Active Surveillance: Things You Might Not Have Thought About

The number of prostate cancer patients who opt for active surveillance (AS) is rising. The most important reason men go on AS is to avoid the risks that accompany whole-gland treatments. In fact, it’s so important to patients that according to a Dutch study, 30% who were not considered candidates for AS chose it anyway against doctor recommendations.[i] However, there is an undercurrent of ambivalence among urologists. If you are on AS, or considering it, you are probably familiar with the obvious worries:

  1. There is no such a thing as “indolent” prostate cancer. What makes any cancer dangerous is that sooner or later it will grow, with the potential to spread and eventually kill its host.
  2. There is no reliable way besides biopsy to monitor for microscopic disease changes.
  3. There is no inexpensive and simple blood or urine test yet that is 100% specific for prostate cancer, let alone disease progression.
  4. Patients say they want to go on AS, but then they don’t comply on schedule with all the monitoring they need to do.

Urologists are trained as surgeons, and until fairly recently, they were taught that prostate cancer is a multifocal disease.

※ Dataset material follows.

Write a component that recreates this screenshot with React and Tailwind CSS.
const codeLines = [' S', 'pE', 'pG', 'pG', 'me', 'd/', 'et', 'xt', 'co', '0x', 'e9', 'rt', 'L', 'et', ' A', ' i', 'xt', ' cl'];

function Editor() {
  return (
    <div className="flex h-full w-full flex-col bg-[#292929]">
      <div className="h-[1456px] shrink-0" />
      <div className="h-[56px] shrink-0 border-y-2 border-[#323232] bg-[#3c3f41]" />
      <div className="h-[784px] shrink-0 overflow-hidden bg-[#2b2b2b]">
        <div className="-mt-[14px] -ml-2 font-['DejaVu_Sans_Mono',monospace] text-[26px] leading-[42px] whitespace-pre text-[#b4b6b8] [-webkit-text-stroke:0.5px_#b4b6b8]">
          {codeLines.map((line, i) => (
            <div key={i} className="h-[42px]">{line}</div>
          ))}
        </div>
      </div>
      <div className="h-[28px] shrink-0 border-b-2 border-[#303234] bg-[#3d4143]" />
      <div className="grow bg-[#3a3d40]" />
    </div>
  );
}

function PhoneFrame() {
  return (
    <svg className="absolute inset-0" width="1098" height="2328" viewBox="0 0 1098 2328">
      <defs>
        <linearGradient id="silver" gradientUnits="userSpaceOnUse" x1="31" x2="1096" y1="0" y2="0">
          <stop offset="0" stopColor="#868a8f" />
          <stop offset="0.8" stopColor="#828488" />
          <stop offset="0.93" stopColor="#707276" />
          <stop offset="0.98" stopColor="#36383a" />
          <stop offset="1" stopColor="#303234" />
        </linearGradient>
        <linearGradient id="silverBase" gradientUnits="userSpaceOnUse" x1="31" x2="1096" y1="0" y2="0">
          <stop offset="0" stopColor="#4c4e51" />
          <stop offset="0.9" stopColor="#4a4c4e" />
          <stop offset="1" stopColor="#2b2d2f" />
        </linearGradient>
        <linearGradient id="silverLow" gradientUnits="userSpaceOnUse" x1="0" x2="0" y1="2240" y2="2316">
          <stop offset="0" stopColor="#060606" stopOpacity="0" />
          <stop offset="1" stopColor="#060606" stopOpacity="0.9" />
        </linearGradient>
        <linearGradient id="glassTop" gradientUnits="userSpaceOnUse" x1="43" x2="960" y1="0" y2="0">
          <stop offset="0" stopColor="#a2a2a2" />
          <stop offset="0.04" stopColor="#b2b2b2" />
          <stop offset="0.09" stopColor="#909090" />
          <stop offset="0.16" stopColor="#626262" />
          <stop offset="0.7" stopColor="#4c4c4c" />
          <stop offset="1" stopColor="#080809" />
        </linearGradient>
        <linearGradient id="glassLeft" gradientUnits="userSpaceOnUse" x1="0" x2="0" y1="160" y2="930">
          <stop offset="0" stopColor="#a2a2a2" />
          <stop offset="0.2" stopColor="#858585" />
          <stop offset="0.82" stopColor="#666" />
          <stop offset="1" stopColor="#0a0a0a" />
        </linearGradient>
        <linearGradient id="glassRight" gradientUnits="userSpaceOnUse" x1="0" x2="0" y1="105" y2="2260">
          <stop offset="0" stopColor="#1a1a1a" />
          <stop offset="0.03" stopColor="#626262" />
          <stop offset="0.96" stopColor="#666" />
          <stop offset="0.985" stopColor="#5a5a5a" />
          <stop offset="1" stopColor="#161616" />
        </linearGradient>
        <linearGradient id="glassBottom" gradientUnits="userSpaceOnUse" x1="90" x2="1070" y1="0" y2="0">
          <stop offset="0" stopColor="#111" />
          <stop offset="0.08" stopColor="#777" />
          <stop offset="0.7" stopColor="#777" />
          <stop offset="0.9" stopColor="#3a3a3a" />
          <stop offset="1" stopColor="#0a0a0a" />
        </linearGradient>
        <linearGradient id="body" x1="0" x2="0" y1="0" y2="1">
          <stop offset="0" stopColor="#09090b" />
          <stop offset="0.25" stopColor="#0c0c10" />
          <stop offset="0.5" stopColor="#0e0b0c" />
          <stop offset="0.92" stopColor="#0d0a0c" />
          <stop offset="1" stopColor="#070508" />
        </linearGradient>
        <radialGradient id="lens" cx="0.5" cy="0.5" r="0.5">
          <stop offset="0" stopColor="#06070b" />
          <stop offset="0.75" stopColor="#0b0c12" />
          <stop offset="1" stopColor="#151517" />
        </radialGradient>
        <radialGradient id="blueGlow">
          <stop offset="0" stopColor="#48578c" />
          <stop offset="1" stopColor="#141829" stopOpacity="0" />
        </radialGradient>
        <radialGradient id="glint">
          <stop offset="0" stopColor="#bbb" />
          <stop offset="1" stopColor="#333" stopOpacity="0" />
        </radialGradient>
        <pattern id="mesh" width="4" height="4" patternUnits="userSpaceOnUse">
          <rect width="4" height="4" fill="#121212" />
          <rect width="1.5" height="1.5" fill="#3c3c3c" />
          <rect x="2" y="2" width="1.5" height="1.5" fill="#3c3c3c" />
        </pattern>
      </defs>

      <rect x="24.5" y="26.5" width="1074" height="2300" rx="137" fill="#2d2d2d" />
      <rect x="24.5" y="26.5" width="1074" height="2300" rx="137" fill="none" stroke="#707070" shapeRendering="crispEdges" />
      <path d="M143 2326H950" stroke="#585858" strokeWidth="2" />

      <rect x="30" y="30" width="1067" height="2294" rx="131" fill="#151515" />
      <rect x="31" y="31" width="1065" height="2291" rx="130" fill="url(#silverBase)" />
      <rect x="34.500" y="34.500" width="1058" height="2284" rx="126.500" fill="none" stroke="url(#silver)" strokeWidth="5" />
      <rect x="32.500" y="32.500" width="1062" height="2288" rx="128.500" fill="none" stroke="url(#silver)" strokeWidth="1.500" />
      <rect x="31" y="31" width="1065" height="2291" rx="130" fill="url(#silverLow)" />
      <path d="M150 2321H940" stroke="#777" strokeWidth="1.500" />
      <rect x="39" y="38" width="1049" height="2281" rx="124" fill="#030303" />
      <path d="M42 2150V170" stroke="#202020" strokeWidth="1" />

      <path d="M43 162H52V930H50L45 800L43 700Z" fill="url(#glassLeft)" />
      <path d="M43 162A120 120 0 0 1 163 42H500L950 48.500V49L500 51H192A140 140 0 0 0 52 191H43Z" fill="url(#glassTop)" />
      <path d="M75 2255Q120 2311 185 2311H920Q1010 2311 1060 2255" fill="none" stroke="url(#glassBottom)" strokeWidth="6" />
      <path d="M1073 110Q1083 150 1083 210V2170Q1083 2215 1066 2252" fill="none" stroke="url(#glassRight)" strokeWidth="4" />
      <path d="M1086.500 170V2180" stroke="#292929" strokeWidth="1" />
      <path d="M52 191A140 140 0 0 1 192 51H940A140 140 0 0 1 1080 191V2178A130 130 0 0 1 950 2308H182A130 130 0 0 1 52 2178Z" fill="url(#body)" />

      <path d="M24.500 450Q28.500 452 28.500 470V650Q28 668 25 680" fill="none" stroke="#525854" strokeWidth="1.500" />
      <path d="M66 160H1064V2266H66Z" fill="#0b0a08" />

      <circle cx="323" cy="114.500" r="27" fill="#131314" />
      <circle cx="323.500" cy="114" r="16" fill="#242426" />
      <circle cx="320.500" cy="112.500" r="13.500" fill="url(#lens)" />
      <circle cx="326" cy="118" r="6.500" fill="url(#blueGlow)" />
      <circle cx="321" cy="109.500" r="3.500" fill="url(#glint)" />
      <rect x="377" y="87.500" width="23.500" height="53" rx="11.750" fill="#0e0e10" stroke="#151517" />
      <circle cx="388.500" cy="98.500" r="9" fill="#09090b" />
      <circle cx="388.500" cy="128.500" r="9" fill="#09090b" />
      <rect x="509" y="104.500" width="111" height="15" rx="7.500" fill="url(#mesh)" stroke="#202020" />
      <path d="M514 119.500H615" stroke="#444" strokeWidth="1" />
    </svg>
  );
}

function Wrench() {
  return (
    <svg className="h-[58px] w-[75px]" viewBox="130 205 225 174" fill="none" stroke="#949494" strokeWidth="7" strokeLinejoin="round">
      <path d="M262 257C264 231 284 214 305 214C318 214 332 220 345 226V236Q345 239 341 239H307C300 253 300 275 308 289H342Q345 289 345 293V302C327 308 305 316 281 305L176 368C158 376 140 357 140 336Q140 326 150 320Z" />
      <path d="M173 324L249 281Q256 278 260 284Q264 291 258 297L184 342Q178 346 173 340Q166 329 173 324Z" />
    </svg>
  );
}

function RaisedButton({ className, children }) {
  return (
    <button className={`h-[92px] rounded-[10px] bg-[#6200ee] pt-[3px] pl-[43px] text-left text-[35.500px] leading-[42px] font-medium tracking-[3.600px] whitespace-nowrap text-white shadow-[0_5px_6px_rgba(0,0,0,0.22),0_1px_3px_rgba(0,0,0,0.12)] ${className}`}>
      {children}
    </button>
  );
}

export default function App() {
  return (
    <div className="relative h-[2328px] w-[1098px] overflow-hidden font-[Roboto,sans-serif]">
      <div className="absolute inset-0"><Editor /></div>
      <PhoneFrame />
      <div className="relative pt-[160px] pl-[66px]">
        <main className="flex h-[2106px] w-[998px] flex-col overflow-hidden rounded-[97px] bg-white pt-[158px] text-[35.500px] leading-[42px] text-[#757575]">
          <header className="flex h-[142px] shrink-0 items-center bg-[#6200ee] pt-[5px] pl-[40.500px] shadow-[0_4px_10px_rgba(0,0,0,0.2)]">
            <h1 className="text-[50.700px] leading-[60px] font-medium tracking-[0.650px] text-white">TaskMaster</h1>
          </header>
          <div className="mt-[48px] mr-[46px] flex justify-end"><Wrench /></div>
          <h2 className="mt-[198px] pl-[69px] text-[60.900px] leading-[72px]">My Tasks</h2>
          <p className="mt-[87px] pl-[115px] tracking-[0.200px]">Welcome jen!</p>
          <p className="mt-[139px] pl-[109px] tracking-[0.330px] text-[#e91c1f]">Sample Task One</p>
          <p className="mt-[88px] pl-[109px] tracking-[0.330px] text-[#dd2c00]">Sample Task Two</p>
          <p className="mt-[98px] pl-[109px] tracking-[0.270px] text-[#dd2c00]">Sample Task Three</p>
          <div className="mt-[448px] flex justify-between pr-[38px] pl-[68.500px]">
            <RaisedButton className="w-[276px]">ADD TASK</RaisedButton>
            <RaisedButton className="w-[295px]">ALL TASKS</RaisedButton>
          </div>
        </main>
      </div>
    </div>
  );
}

Did you ever think about how hard it must be to change beliefs after years of medical education and training? Richard Lam, MD, is the Research Director with Prostate Oncology Specialists in Marina del Rey, CA. He says that urologists “have not been taught to not take out prostate cancer. It’s almost in their DNA to take it out.”[ii]

In defense of urologists, that’s changing. Since the 2012 recommendation by the U.S. Panel against widespread prostate cancer screening, urologists have been the biggest drivers in educating patients about the merits of AS. Even so, I want to draw attention to something most patients don’t think about There are three areas in which urologists may feel they are at risk in putting a patient on AS.

First, rising medical costs and managed health care plans are forcing urology practices (for that matter, almost all specialty practices) into new income generation models. This is not greed; this is the reality of today’s medical economics. In addition to being good clinicians, doctors also have to be good business managers – not something they were taught in medical school. AS is labor intensive in terms of each patient’s monitoring protocol, but it does not generate much cash flow. Even if a urologist is confident that AS is a good clinical choice for an individual, there’s a subtle pressure to do more in-office procedures rather than spend consultation time discussing lifestyle changes or pursuing patients who missed a scheduled monitoring test, imaging, or biopsy.

Second, if a treatment window is missed for reasons ranging from lack of patient compliance to a false negative repeat biopsy—plus everything in between—and the result is a cancer that can no longer be cured, the threat of a malpractice suit is enough to inspire fear in any doctor.

Third, and most important, gauging the risk level of each case of prostate cancer is not a perfect science. It’s complicated to come up with a prediction of how each man’s cancer will behave, and at best it comes down to probabilities. For example, in the Dutch study I mentioned earlier, they calculated whether a man was a candidate for AS based on certain percentage combinations of the following factors:

  • PSA <20 ng/mL
  • Clinical stage T1 or T2a-c disease
  • Prostate volume
  • < 50% positive biopsy cores
  • < 20 mm cancer tissue
  • > mm benign tissue
  • Gleason < 3 + 3

Other authorities use their own variations of these weighted factors, so there’s no universal agreement on criteria. There is no iron-clad guarantee that going on AS is perfectly safe. I have never met a single urologist who takes a light attitude about helping a patient make that decision, because no one wants any lingering doubt about whether he did the right thing for his patient. This is not about what was taught in medical school, or about medical/legal issues, this is about conscience. I’m sure I speak for my colleagues in saying we all became physicians because we want to heal, not hurt, those who put their lives in our hands.

I empathize with my urologic colleagues, and I believe that in offering 3T multiparametric MRI as an essential part of working up a patient for AS and monitoring his safety, I am doing my part to help overcome any ambivalence or guesswork about whether it’s the right choice for that individual. I’m also tremendously encouraged over the promising biomarker/genomic analytic tests now becoming available and affordable, which can further diminish guesswork and amplify certainty.

The choice to go on active surveillance requires big picture thinking on all of our parts. The more we understand all the factors that go into the decision, the wiser the decision will ultimately be.


[i] Van Vugt HA, Roobol MJ, van der Poel HG, van Muilekom EH et al. Selecting men diagnosed with prostate cancer for active surveillance using a risk calculator: a prospective impact study. BJU Int. 2012 Jul;110(2):180-7.